Opinión

Una muerte digna

Un poder legislativo que facilita la muerte de los enfermos terminales en lugar de mejorar los cuidados paliativos para que estas personas se puedan morir en las mejores condiciones es un parlamento ciertamente enfermo. Cuando pasen los años y se enjuicie con perspectiva este tipo de normas pro eutanasia, no me cabe duda alguna que se constatará la profunda inhumanidad de estas regulaciones y sus patrocinadores serán calificados como se merecen.

Con frecuencia se confunde el derecho a una muerte digna, a una muerte humana, a una muerte acorde con la vida, con la eutanasia. La eutanasia es provocar la muerte de un enfermo, cuando la medicina tiene como misión básica aliviar y curar a las personas.

En Francia no hace mucho se aprobó una ley Claeys-Leonetti sobre el fin de la vida que permite a los enfermos rechazar determinados tratamientos sin que se despenalice la eutanasia, porque no se puede despenalizar matar a una persona, sea con el argumento que sea. La Ley francesa permite rechazar un tratamiento inútil y esperar a que llegue la muerte, lo que es muy distinto a la eutanasia, porque en estos casos hay una acción que busca deliberadamente la muerte del enfermo.

La Ley acierta cuándo rechaza el llamado encarnizamiento terapéutico, que se produce, a juicio del legislador galo, cuándo los actos médicos resultan inútiles, desproporcionados, o no tienen más efecto que el mantenimiento superficial de la vida. En estos supuestos, dichos actos pueden ser suspendidos o no iniciados. Insisto, esto no es eutanasia porque no se busca de intento la muerte, que es la principal característica que define este delito.

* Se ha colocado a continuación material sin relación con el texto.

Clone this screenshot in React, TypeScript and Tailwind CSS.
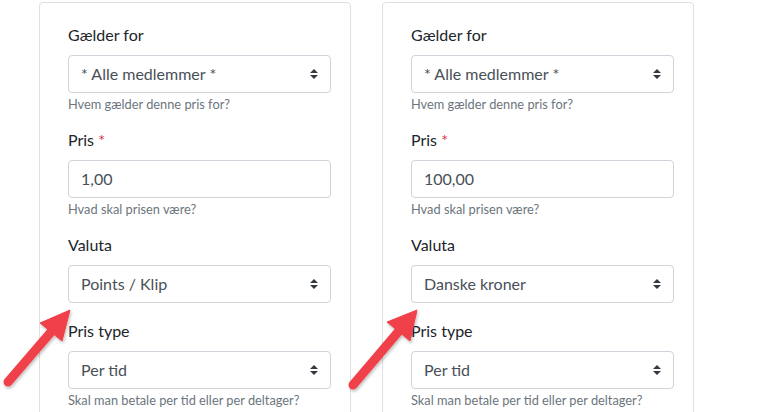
import React from "react";

const FONT = { fontFamily: 'Lato, "Open Sans", sans-serif' };

function Caret() {
  return (
    <svg width="8" height="10" viewBox="0 0 4 5" className="absolute right-[12px] top-1/2 -translate-y-1/2">
      <path d="M2 0L0 2h4zm0 5L0 3h4z" fill="#343a40" />
    </svg>
  );
}

function Field({
  label,
  required,
  value,
  select,
  help,
}: {
  label: string;
  required?: boolean;
  value: string;
  select?: boolean;
  help?: string;
}) {
  return (
    <div className="mb-4">
      <div className="text-[16px] leading-[24px] text-[#212529] mb-2">
        {label}
        {required && <span className="text-[#dc3545]"> *</span>}
      </div>
      <div className="relative h-[38px] border border-[#ced4da] rounded-[4px] px-3 flex items-center text-[16px] text-[#495057] bg-white">
        {value}
        {select && <Caret />}
      </div>
      {help && <div className="mt-1 text-[12.8px] leading-[15px] text-[#6c757d]">{help}</div>}
    </div>
  );
}

function Card({ price, currency }: { price: string; currency: string }) {
  return (
    <div className="w-[312px] shrink-0 border border-[#dfdfdf] rounded-[4px] pt-[20px] pl-[28px] pr-[19px] h-[430px]">
      <Field label="Gælder for" value="* Alle medlemmer *" select help="Hvem gælder denne pris for?" />
      <Field label="Pris" required value={price} help="Hvad skal prisen være?" />
      <Field label="Valuta" value={currency} select />
      <Field label="Pris type" value="Per tid" select help="Skal man betale per tid eller per deltager?" />
    </div>
  );
}

function Arrow({ tail, tip, l, r }: { tail: [number, number]; tip: [number, number]; l: [number, number]; r: [number, number] }) {
  const mx = (l[0] + r[0]) / 2;
  const my = (l[1] + r[1]) / 2;
  return (
    <g>
      <line x1={tail[0]} y1={tail[1]} x2={mx} y2={my} stroke="#f04048" strokeWidth="9" strokeLinecap="round" />
      <polygon points={`${tip[0]},${tip[1]} ${l[0]},${l[1]} ${r[0]},${r[1]}`} fill="#f04048" stroke="#f04048" strokeWidth="1" strokeLinejoin="round" />
    </g>
  );
}

export default function App() {
  return (
    <div className="relative w-[773px] h-[412px] overflow-hidden bg-white" style={FONT}>
      <div className="flex pl-[39px] gap-[31px] pt-[2px]">
        <Card price="1,00" currency="Points / Klip" />
        <Card price="100,00" currency="Danske kroner" />
      </div>
      <svg className="absolute inset-0 pointer-events-none" width="773" height="412">
        <defs>
          <filter id="sh" x="-20%" y="-20%" width="140%" height="140%">
            <feDropShadow dx="1" dy="2" stdDeviation="1.5" floodColor="#000" floodOpacity="0.25" />
          </filter>
        </defs>
        <g filter="url(#sh)">
          <Arrow tail={[8, 382]} tip={[70, 310]} l={[40, 323]} r={[62, 341]} />
          <Arrow tail={[353, 385]} tip={[417, 310]} l={[387, 322]} r={[410, 341]} />
        </g>
      </svg>
    </div>
  );
}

También el legislador francés reconoce el derecho de un paciente terminal a rehusar determinados tratamientos. En estos casos, el médico debe respetar la voluntad de la persona después de haberle informado, claro está, del resultado de su decisión. A partir de este momento, entra en juego la medicina paliativa, que tan buenos resultados da y que, sin embargo, tantas trabas burocráticas suscita en no pocos países.

La ley francesa admite la validez del documento en el que el paciente haya manifestado sus disposiciones para el caso en que no esté en condiciones de expresar su voluntad. Obviamente, este documento es revocable en cualquier momento y el médico ha de tenerlo en cuenta en relación con cualquier decisión médica. 

También se plantea en la norma francesa la aguda cuestión del tratamiento del dolor con riesgo de abreviar la vida. Es decir, si el médico constata que no puede tratar el dolor de un enfermo en fase avanzada o terminal, antes de aplicar un tratamiento que como efecto secundario pueda abreviar la vida, debe informar al paciente y a la familia. Si el enfermo terminal está inconsciente, la decisión de interrumpir el tratamiento debe ser realizada en el marco de un procedimiento colegial, consultando a la familia. Es claro que la colegialidad y la participación de la familia impide cualquier decisión unilateral del médico para buscar la muerte del paciente.

El legislador francés, consciente de la necesidad de mejorar la sanidad y de contribuir al fin esencial de la medicina establece la laudable obligación de crear camas para cuidados cualitativos en los centros sanitarios. Con estas medidas disminuyen las demandas de eutanasia en la medida en que las unidades de cuidados paliativos son mejores y tienen más medios.

Mientras que en España se ha consumado una lesión irreversible al derecho a la vida de quienes son más frágiles y vulnerables, la laica Francia fue capaz de aprobar una Ley que establece algunos criterios relevantes sobre el fin de la vida del ser humano, concibiendo la medicina como una ciencia para la curación y el alivio del dolor, no como una ciencia con resultado de muerte. Si es posible aliviar el dolor, ¿por qué esta obsesión del presente por evitarlo recurriendo a la muerte del ser humano? Qué pena que el derecho a la vida, que no debiera ser un derecho ideológico, sino un derecho humano, sea tan maltratado por la izquierda radical.